- **Dataset extract**

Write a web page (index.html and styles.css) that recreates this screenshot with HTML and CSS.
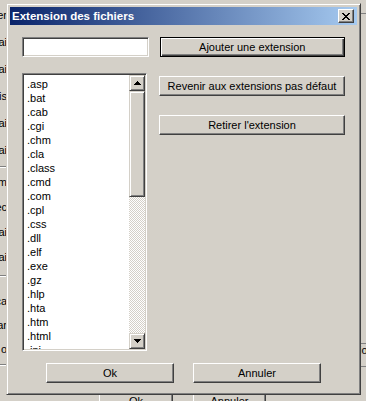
FILE: index.html
```html
<!DOCTYPE html>
<html lang="fr">
<head>
    <meta charset="UTF-8">
    <meta name="viewport" content="width=device-width, initial-scale=1.0">
    <title>Extension des fichiers</title>
    <link rel="stylesheet" href="styles.css">
</head>
<body>
<div class="screen">

    <!-- fenetre derriere -->
    <div class="backdrop">
        <div class="strip">
            <div class="grp g1">
                <div class="cut">er</div>
                <div class="cut">ai</div>
                <div class="cut">ai</div>
                <div class="cut">ilis</div>
                <div class="cut">ai</div>
                <div class="cut">ai</div>
            </div>
            <div class="sep s1"></div>
            <div class="grp g2">
                <div class="cut">m</div>
                <div class="cut">ec</div>
                <div class="cut">ai</div>
                <div class="cut">ai</div>
            </div>
            <div class="sep s2"></div>
            <div class="grp g3">
                <div class="cut">ca</div>
                <div class="cut">ar</div>
                <div class="cut">o</div>
            </div>
            <div class="sep s3"></div>
        </div>
        <div class="behind">
            <div class="btn back-ok">Ok</div>
            <div class="btn back-cancel">Annuler</div>
        </div>
        <div class="rstrip">
            <div class="rline r1"></div>
            <div class="rline r2"></div>
            <div class="rtext">io</div>
            <div class="rline r3"></div>
        </div>
    </div>

    <!-- dialogue -->
    <div class="dialog">
        <div class="titlebar">
            <span class="title">Extension des fichiers</span>
            <div class="close">
                <svg width="8" height="7" viewBox="0 0 8 7"><path d="M0 0h2v1h-2zM6 0h2v1h-2zM1 1h2v1h-2zM5 1h2v1h-2zM2 2h4v1h-4zM3 3h2v1h-2zM2 4h4v1h-4zM1 5h2v1h-2zM5 5h2v1h-2zM0 6h2v1h-2zM6 6h2v1h-2z" fill="#000"/></svg>
            </div>
        </div>

        <div class="content">
            <div class="row-top">
                <div class="field"></div>
                <div class="btn default wide">Ajouter une extension</div>
            </div>

            <div class="row-mid">
                <div class="list">
                    <div class="items">
                        <div>.asp</div>
                        <div>.bat</div>
                        <div>.cab</div>
                        <div>.cgi</div>
                        <div>.chm</div>
                        <div>.cla</div>
                        <div>.class</div>
                        <div>.cmd</div>
                        <div>.com</div>
                        <div>.cpl</div>
                        <div>.css</div>
                        <div>.dll</div>
                        <div>.elf</div>
                        <div>.exe</div>
                        <div>.gz</div>
                        <div>.hlp</div>
                        <div>.hta</div>
                        <div>.htm</div>
                        <div>.html</div>
                        <div>.ini</div>
                        <div>.js</div>
                    </div>
                    <div class="sb">
                        <div class="raised sb-btn">
                            <svg width="7" height="4" viewBox="0 0 7 4"><path d="M3 0h1v1h-1zM2 1h3v1h-3zM1 2h5v1h-5zM0 3h7v1h-7z" fill="#000"/></svg>
                        </div>
                        <div class="raised thumb"></div>
                        <div class="track"></div>
                        <div class="raised sb-btn">
                            <svg width="7" height="4" viewBox="0 0 7 4"><path d="M0 0h7v1h-7zM1 1h5v1h-5zM2 2h3v1h-3zM3 3h1v1h-1z" fill="#000"/></svg>
                        </div>
                    </div>
                </div>

                <div class="side">
                    <div class="btn wide">Revenir aux extensions pas défaut</div>
                    <div class="btn wide">Retirer l'extension</div>
                </div>
            </div>

            <div class="row-foot">
                <div class="btn foot">Ok</div>
                <div class="btn foot">Annuler</div>
            </div>
        </div>
    </div>

</div>
</body>
</html>
```

FILE: styles.css
```css
*{
    box-sizing: border-box;
}
body{
    margin: 0;
    background-color: #d4d0c8;
    font-family: "Liberation Sans", Arial, sans-serif;
    font-size: 11px;
    color: #000;
}
.screen{
    position: relative;
    width: 366px;
    height: 401px;
    overflow: hidden;
}

/* fenetre derriere */
.backdrop{
    display: grid;
    grid-template-columns: 7px 1fr 6px;
    height: 401px;
}
.strip{
    overflow: hidden;
    padding-top: 1px;
}
.cut{
    display: flex;
    justify-content: flex-end;
    align-items: center;
    white-space: nowrap;
}
.g1 .cut{ height: 27px; }
.g2 .cut{ height: 25px; }
.g3 .cut{ height: 24px; }
.sep{
    height: 2px;
    border-top: 1px solid #808080;
    border-bottom: 1px solid #fff;
}
.s1{ margin-top: 3px; }
.g2{ margin-top: 1px; }
.s2{ margin-top: 6px; }
.g3{ margin-top: 12px; }
.s3{ margin-top: 3px; }

.behind{
    display: flex;
    gap: 20px;
    padding: 389px 0 0 92px;
}
.back-ok{ width: 74px; height: 23px; }
.back-cancel{ width: 73px; height: 23px; }

.rstrip{
    overflow: hidden;
    white-space: nowrap;
}
.rline{
    height: 1px;
    background-color: #808080;
}
.r1{ margin-top: 13px; }
.r2{ margin-top: 329px; }
.rtext{
    height: 12px;
    line-height: 12px;
    margin-left: -1px;
}
.r3{ margin-top: 10px; }

/* dialogue */
.dialog{
    position: absolute;
    left: 6px;
    top: 3px;
    width: 355px;
    height: 392px;
    padding: 3px;
    background-color: #d4d0c8;
    border: 1px solid;
    border-color: #d4d0c8 #404040 #404040 #d4d0c8;
    box-shadow: inset 1px 1px #fff, inset -1px -1px #808080;
    display: flex;
    flex-direction: column;
}
.titlebar{
    height: 18px;
    display: flex;
    align-items: center;
    justify-content: space-between;
    padding: 0 3px 0 2px;
    background: linear-gradient(to right, #0a246a, #a6caf0);
}
.title{
    color: #fff;
    font-weight: bold;
    font-size: 11.5px;
}
.close{
    width: 16px;
    height: 14px;
    background-color: #d4d0c8;
    border: 1px solid;
    border-color: #fff #404040 #404040 #fff;
    box-shadow: inset -1px -1px #808080;
    display: flex;
    align-items: center;
    justify-content: center;
}

.content{
    padding: 12px 12px 0 12px;
    display: flex;
    flex-direction: column;
}
.row-top{
    display: flex;
    gap: 11px;
}
.field{
    width: 127px;
    height: 20px;
    background-color: #fff;
    border: 1px solid;
    border-color: #808080 #fff #fff #808080;
    box-shadow: inset 1px 1px #404040, inset -1px -1px #d4d0c8;
}
.btn{
    display: flex;
    align-items: center;
    justify-content: center;
    background-color: #d4d0c8;
    border: 1px solid;
    border-color: #fff #404040 #404040 #fff;
    box-shadow: inset -1px -1px #808080;
    white-space: nowrap;
}
.btn.default{
    border-color: #000;
    box-shadow: inset 1px 1px #fff, inset -1px -1px #404040, inset -2px -2px #808080;
}
.wide{
    width: 186px;
    height: 20px;
}

.row-mid{
    display: flex;
    gap: 12px;
    margin-top: 16px;
}
.list{
    width: 126px;
    height: 278px;
    display: flex;
    background-color: #fff;
    border: 1px solid;
    border-color: #808080 #fff #fff #808080;
    box-shadow: inset 1px 1px #404040, inset -1px -1px #d4d0c8;
    padding: 1px;
}
.items{
    flex: 1;
    overflow: hidden;
    padding: 2px 0 0 3px;
    line-height: 14px;
}
.sb{
    width: 16px;
    display: flex;
    flex-direction: column;
    background: repeating-conic-gradient(#fff 0 25%, #d4d0c8 0 50%) 0 0 / 2px 2px;
}
.raised{
    background-color: #d4d0c8;
    border: 1px solid;
    border-color: #d4d0c8 #404040 #404040 #d4d0c8;
    box-shadow: inset 1px 1px #fff, inset -1px -1px #808080;
}
.sb-btn{
    height: 16px;
    display: flex;
    align-items: center;
    justify-content: center;
}
.thumb{
    height: 106px;
}
.track{
    flex: 1;
}
.side{
    display: flex;
    flex-direction: column;
    gap: 19px;
    padding-top: 3px;
}

.row-foot{
    display: flex;
    justify-content: center;
    gap: 19px;
    margin-top: 12px;
}
.foot{
    width: 128px;
    height: 20px;
}
```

- **To be done**
Report the number of lines holding the string "index", without any other words.

- **Written response**
2